High-profile politicians from across Long Island and New York State attended the first presidential debate at Hofstra University Monday night, including Nassau County Executive Edward Mangano, Sens. Charles Schumer and Kirsten Gillibrand, State Sen. Majority Leader John Flanagan, and Reps. Peter King (R-Seaford) and Steve Israel (D-Huntington).
Just outside the debate hall at Hofstra, pundits and surrogates for Donald J. Trump and Hillary Clinton offered their own spins.
Israel said in a statement, “We saw a contrast: Donald Trump was rude, reckless and rambling, and Hillary Clinton demonstrated absolute calm and command of the issues.”
Asked afterward how he believed Trump can improve between now and the next debate, King said, “I thought he did very well tonight — nothing to improve — but Hillary Clinton has got to improve.”
King said Trump was strongest on trade, adding of Clinton, “She was unable to refute any of his arguments on trade and the NAFTA agreement that her husband signed.”
Jay Jacobs, Nassau’s Democratic chairman and a Clinton supporter, said, “I think she was terrific. . . . She was on point and he was nonsensical at times.”
Jacobs said he felt Trump “was nasty to her” and faulted Trump for his interruptions and being rude to moderator Lester Holt.
Assemb. Chad Lupinacci (R-Huntington Station), a Trump supporter, watched the debate at a viewing party at the University Club. He said he thought the debate was “a draw” and that Clinton “laid out more concrete plans.”
Robert Zimmerman, a Democratic National Committee member from Great Neck who fundraises for Clinton, said, “Hillary Clinton showed she is ready to be president. For Donald Trump, it was his humbling at Hofstra.”
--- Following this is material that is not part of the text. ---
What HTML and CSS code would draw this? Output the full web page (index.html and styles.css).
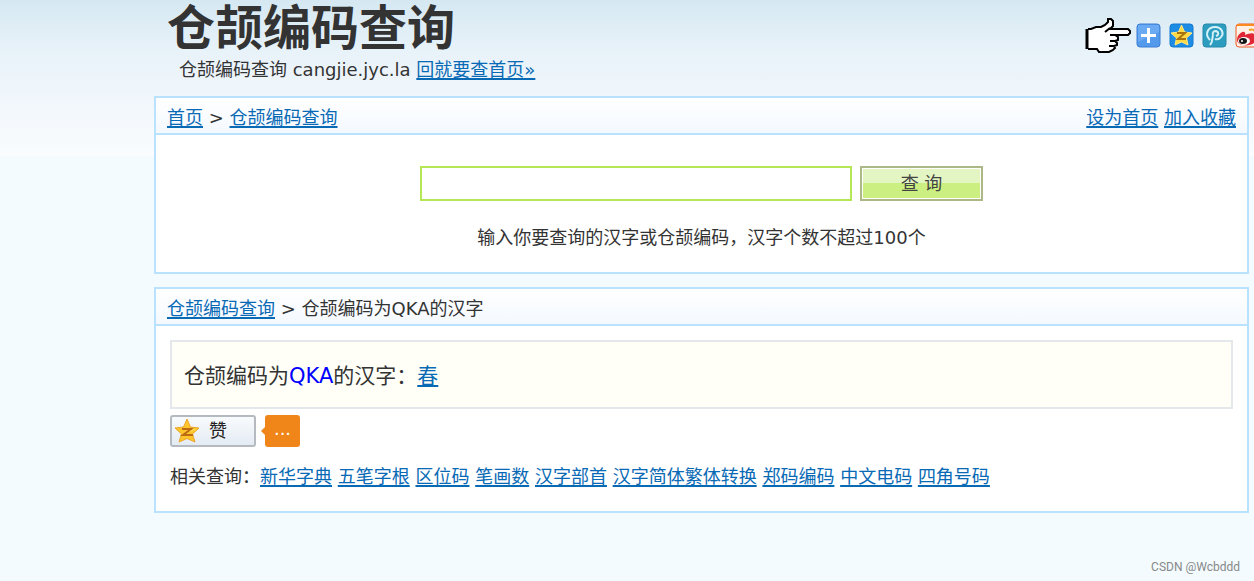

John Jay LaValle, a Trump surrogate and chairman of the Suffolk County Republican Committee, said Trump was “the clear winner.”
“I think Trump did very well,” he said. “It was a solid performance.”
He added that Trump “was serious.”
“His tone was amazing tonight,” LaValle said, adding Clinton was an experienced debater and “had a distinct advantage this evening and I don’t think she exceeded expectations.”
Roughly 1,000 tickets for the event were distributed by the Commission on Presidential Debates to the Clinton and Trump campaigns, sponsors and donors of the commission and Hofstra University students.